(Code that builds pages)
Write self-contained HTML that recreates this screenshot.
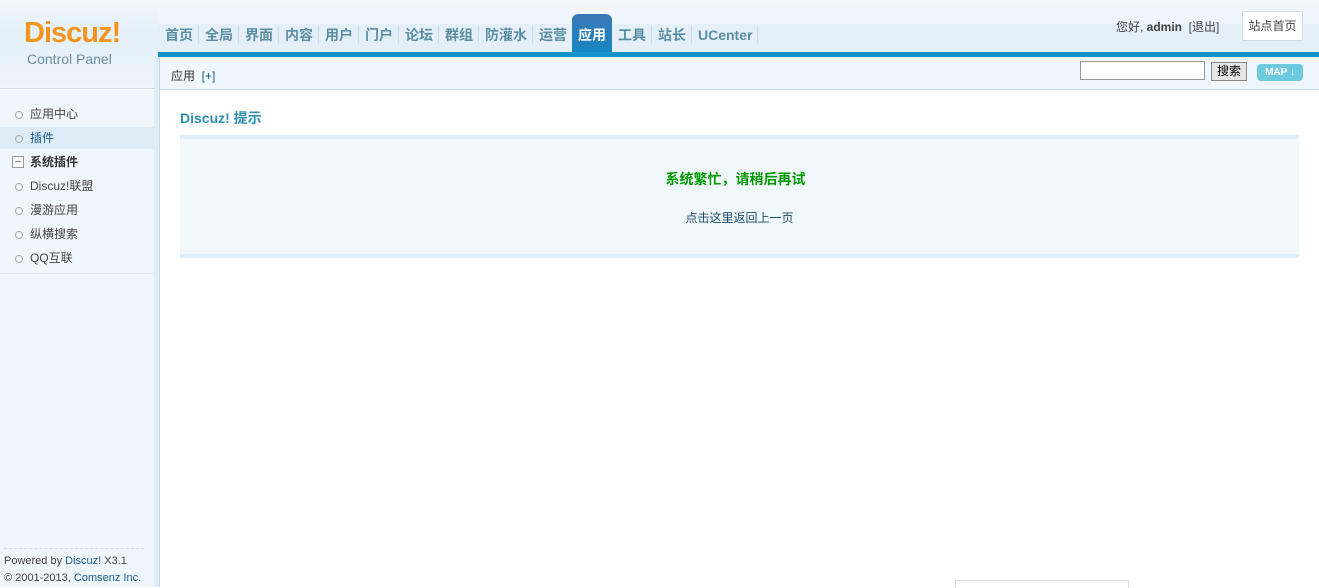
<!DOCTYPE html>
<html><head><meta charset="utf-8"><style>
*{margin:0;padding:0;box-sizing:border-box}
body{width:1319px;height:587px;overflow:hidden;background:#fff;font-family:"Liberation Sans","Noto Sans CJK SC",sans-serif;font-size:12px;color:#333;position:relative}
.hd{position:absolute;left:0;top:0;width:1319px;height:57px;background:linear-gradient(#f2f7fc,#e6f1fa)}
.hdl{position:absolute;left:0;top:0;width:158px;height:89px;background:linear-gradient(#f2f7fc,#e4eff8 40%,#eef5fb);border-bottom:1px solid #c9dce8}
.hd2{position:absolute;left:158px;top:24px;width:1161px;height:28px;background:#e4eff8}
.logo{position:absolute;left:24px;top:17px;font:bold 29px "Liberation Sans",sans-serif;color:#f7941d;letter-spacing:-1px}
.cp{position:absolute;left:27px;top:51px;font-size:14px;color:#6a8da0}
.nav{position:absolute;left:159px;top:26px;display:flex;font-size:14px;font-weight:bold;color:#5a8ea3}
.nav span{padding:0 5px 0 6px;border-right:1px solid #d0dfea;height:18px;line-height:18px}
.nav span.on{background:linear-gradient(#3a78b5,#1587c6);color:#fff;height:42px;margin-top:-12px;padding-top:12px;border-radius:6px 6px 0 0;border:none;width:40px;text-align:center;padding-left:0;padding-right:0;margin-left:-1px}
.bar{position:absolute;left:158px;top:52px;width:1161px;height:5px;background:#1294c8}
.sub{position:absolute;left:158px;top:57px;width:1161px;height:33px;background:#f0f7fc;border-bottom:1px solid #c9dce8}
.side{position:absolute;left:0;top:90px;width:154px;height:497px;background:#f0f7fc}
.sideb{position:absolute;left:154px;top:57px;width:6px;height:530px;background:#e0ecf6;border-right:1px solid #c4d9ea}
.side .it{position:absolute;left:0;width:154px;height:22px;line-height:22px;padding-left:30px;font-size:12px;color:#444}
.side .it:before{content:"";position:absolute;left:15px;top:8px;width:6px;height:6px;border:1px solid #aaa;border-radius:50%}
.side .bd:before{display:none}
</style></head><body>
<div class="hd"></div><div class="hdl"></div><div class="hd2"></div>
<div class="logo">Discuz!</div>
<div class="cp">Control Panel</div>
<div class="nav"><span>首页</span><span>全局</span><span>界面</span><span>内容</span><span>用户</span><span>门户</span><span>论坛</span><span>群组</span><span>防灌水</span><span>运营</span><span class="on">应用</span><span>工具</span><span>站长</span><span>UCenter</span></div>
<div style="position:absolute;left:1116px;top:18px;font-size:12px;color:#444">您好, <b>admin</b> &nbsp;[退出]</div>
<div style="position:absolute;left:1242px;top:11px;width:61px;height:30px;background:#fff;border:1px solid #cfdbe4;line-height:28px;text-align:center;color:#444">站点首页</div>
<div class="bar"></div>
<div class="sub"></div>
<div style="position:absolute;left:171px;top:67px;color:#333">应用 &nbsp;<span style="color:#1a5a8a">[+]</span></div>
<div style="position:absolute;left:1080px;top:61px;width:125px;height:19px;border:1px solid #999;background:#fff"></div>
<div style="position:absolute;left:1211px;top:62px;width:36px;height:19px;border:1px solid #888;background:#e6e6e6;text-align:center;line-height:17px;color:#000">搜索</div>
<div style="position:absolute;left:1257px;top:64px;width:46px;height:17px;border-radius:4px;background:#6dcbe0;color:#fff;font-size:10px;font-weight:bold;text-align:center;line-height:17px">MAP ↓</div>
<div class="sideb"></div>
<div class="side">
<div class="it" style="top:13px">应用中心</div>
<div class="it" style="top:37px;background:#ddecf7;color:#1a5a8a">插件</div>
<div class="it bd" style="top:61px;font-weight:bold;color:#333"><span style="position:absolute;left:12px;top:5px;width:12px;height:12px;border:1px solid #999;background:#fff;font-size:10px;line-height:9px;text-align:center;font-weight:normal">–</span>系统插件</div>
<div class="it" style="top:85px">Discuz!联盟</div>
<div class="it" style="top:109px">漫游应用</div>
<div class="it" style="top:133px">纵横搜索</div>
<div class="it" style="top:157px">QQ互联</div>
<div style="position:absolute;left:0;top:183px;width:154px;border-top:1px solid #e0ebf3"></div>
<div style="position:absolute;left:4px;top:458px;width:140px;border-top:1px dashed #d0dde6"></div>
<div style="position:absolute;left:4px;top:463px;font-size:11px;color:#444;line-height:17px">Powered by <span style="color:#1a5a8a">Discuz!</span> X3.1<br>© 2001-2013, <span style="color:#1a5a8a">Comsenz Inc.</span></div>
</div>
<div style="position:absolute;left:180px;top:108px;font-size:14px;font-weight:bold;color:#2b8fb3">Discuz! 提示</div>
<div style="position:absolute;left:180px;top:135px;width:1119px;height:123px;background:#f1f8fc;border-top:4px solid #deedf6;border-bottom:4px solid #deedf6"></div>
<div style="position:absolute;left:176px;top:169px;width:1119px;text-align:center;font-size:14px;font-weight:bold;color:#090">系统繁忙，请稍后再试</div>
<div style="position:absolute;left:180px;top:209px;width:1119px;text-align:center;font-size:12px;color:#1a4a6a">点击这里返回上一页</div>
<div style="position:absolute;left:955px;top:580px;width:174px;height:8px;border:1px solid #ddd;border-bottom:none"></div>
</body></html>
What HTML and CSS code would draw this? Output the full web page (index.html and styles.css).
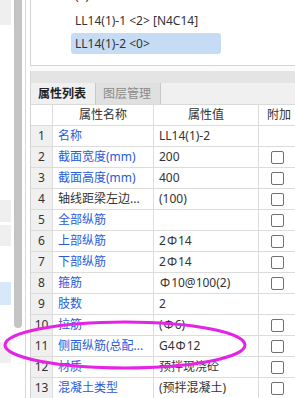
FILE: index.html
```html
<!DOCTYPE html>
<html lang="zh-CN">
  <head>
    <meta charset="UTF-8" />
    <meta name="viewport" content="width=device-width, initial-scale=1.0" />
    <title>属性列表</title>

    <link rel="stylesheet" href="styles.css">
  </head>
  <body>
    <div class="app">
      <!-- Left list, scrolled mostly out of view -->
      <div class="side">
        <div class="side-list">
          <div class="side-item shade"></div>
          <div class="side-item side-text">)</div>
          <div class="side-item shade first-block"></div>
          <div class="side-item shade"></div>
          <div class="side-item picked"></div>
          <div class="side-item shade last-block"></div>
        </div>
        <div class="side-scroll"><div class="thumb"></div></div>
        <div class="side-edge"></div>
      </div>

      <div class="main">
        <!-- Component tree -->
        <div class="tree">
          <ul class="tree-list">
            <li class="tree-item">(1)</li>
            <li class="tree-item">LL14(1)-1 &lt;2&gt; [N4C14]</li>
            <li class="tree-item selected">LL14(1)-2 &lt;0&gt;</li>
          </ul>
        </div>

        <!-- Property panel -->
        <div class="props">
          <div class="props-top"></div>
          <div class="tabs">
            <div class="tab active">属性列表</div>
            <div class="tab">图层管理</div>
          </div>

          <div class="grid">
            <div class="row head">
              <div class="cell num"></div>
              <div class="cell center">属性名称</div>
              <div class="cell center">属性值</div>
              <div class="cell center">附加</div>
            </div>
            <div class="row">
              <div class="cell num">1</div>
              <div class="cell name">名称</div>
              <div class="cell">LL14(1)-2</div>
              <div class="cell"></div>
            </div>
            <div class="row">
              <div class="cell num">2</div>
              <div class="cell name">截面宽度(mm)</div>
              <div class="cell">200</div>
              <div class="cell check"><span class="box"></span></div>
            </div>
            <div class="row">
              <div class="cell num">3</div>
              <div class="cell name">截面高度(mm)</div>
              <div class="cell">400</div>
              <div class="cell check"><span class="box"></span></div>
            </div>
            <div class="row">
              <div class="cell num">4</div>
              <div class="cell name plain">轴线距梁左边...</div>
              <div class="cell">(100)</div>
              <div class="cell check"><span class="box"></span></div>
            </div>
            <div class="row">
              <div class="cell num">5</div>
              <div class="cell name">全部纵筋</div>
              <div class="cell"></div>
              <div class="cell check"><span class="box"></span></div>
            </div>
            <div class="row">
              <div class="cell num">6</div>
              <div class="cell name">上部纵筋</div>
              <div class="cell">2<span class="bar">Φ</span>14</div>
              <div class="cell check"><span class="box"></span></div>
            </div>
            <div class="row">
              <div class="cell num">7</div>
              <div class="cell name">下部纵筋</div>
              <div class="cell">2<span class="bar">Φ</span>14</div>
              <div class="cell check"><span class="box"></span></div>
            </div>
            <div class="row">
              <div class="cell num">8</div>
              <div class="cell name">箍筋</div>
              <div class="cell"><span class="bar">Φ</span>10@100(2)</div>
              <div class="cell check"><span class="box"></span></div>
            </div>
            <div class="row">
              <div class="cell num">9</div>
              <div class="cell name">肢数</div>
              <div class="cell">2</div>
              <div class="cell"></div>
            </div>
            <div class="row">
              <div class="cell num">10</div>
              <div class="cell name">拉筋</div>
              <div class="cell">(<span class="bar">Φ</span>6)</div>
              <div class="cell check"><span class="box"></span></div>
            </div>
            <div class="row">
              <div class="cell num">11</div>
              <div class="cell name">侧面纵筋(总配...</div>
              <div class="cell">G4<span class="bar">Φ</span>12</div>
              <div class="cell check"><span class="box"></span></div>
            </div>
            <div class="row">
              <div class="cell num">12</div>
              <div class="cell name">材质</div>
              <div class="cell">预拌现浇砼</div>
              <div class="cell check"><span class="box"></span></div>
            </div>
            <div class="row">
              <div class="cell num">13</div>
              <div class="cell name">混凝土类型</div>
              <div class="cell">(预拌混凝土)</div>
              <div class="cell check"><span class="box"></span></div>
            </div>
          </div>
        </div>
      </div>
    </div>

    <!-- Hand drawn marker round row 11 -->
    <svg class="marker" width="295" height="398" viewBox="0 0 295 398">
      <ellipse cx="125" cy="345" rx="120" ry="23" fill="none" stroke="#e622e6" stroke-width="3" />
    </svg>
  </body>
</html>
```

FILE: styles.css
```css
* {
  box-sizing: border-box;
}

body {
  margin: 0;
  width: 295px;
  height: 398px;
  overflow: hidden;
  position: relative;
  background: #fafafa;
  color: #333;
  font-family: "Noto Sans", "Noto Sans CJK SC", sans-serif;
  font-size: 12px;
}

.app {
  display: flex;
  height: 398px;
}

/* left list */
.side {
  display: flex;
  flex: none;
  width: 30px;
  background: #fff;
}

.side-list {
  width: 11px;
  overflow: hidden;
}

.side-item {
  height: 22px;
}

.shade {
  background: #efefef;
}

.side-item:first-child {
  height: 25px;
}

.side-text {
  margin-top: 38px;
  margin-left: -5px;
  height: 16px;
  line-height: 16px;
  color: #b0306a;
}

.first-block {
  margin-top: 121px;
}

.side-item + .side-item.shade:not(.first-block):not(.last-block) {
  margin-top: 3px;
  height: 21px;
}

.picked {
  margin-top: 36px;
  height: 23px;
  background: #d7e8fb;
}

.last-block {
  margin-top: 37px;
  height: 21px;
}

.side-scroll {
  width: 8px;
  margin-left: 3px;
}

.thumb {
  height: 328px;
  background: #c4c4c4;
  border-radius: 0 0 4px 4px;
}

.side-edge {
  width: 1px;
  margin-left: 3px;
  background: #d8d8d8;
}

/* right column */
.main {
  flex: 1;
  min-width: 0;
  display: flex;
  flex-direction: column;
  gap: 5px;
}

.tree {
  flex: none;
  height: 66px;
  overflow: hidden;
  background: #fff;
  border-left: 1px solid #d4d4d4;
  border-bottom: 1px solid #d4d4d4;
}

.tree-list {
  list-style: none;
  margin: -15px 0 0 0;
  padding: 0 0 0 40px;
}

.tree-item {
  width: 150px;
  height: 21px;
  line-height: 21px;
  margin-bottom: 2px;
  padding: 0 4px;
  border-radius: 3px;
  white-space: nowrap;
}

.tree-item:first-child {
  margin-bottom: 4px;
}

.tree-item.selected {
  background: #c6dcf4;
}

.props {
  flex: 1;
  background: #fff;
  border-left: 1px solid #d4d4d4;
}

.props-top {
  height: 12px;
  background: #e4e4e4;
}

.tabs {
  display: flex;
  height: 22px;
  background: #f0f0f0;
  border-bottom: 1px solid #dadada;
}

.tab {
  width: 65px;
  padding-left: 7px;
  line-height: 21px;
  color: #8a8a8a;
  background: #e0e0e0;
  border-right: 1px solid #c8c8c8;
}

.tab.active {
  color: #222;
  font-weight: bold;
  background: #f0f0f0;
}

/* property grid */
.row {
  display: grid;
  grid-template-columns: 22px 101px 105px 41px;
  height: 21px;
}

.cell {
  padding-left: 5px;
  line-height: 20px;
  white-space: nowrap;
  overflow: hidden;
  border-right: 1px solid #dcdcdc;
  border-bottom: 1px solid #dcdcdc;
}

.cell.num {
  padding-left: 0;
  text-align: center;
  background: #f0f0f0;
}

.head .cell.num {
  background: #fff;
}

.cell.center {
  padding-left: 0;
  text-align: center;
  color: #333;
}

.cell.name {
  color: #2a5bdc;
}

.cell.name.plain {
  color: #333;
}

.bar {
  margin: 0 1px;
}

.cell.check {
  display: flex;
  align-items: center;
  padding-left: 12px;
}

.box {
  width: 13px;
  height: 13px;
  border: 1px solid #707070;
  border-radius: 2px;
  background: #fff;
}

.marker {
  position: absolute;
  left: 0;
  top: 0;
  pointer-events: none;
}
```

▶ [Your instructions]: Look through the data above. Find each line with the string "this" and copy it.

▶ [Correct output]:
Write self-contained HTML that recreates this screenshot.
What HTML and CSS code would draw this? Output the full web page (index.html and styles.css).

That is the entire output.